The companies had negotiated since August, when creditors pushed AMR to conduct merger talks so they could decide which earned them a better return: a merger or an independent American.
The new American would have more than 900 planes and about 95,000 employees, not counting regional affiliates. It will be slightly bigger than United Airlines by passenger traffic, not counting regional affiliate airlines.
Delta and United's size have allowed them to get more than their share of business travelers, US Airways President Scott Kirby said on a conference call.
For instance, Delta's shuttle service up and down the East Coast competes against a similar offering by US Airways. But Delta passengers can connect to more overseas cities than US Airways passengers can, and American doesn't have a shuttle at all. But with the US Airways shuttle feeding passengers into American's overseas flights, the merged airline would get more business travelers, US Airways argued in its presentation to creditors in January, which was filed publicly on Thursday.
The combination will also boost American's service to Europe and Latin America and the Caribbean.

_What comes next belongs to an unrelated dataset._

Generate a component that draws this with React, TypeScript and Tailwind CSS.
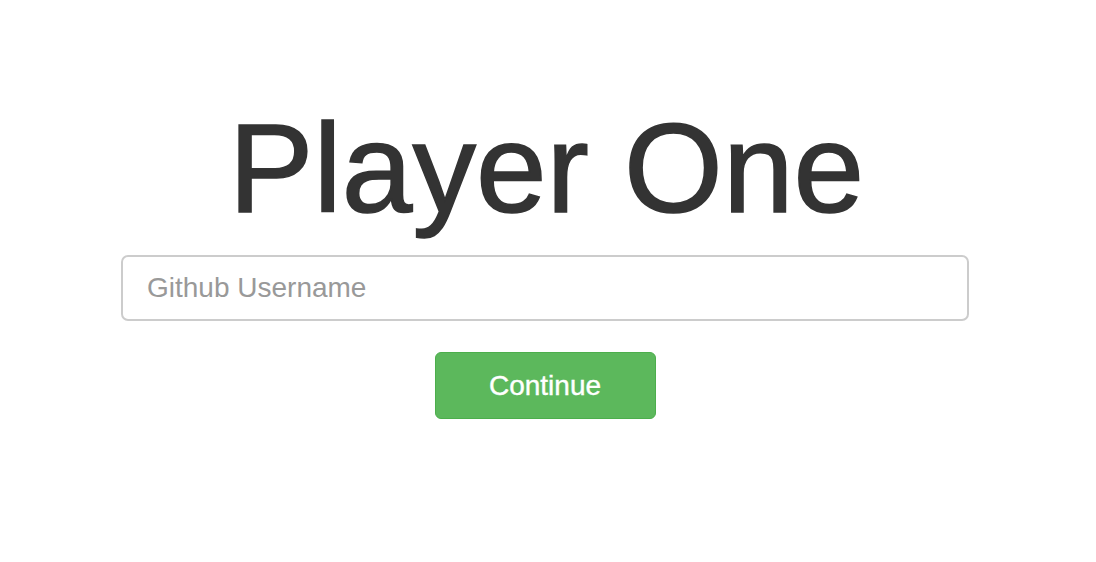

But some analysts noted that the new American will still be weak on routes to Asia.
"Without a major Pacific presence (just a mere five destinations and eight routes), American doesn't come close to either Delta or United's presence in the market," Helane Becker, airlines analyst for Dahlman Rose & Co., wrote Thursday in a note to clients.
The new board of directors will have 12 members: Three from American, including Horton; four from US Airways, including Parker; and five appointed by American's creditors.
AMR shareholders are poised to get a 3.5 percent stake in the new airline. That's unusual because stockholders typically get wiped out in a Chapter 11 proceeding.
Horton said AMR's bankruptcy creditors might be repaid in full. He said his company cut costs, reduced debt and moved ahead with orders for new planes during the bankruptcy process, increasing AMR's value to US Airways.
That, he said, "allowed us to make a deal with US Air that was on the right terms for American and our people."